IRAQI VOTERS VS GAY SHEPHERDS: The vote, as I and all sentient creatures on the planet knew beforehand, was a huge success. What has transpired in Iraq has no parallel in the Arab world since Napoleon invaded Egypt. That invasion changed the region forever. Whether the Iraqis' hunger for freedom - expressed as a direct result of the American invasion - has an equally world-changing effect is largely up to us. Do we care enough to see the job through? Or are there higher priorities - for example, as Mark Steyn notes, pondering the significance of a movie about gay shepherds?

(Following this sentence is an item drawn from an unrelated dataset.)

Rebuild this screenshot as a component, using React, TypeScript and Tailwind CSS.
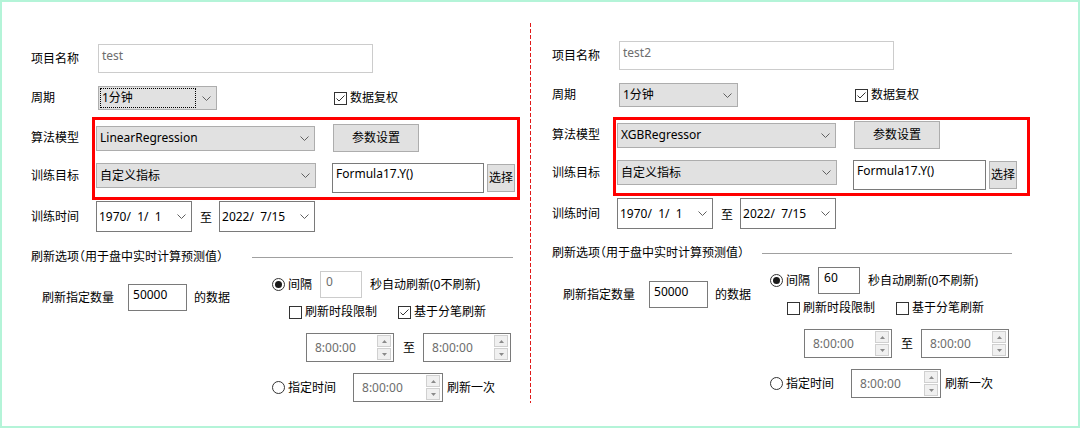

Heigh-ho. The Iraq election's over, the media did their best to ignore it, and, judging from the rippling torsos I saw every time I switched on the TV, the press seem to reckon that that gay cowboy movie was the big geopolitical event of the last week, if not of all time. Yes, yes, I know: They're not, technically, cowboys, they're gay shepherds, but even Hollywood isn't crazy enough to think it can sell gay shepherds to the world. And the point is, even if I was in the mood for a story about two rugged insecure men who find themselves strangely attracted to each other in a dark transgressive relationship that breaks all the rules, who needs Jake Gyllenhaal and Heath Ledger when you've got Howard Dean and Abu Musad al-Zarqawi? Yee-haw!
Steyn is by far my favorite talking head these days (since David Brooks went weird on Katrina then hid behind the skirts of Times Select). Why won't someone put him in front of a TV camera?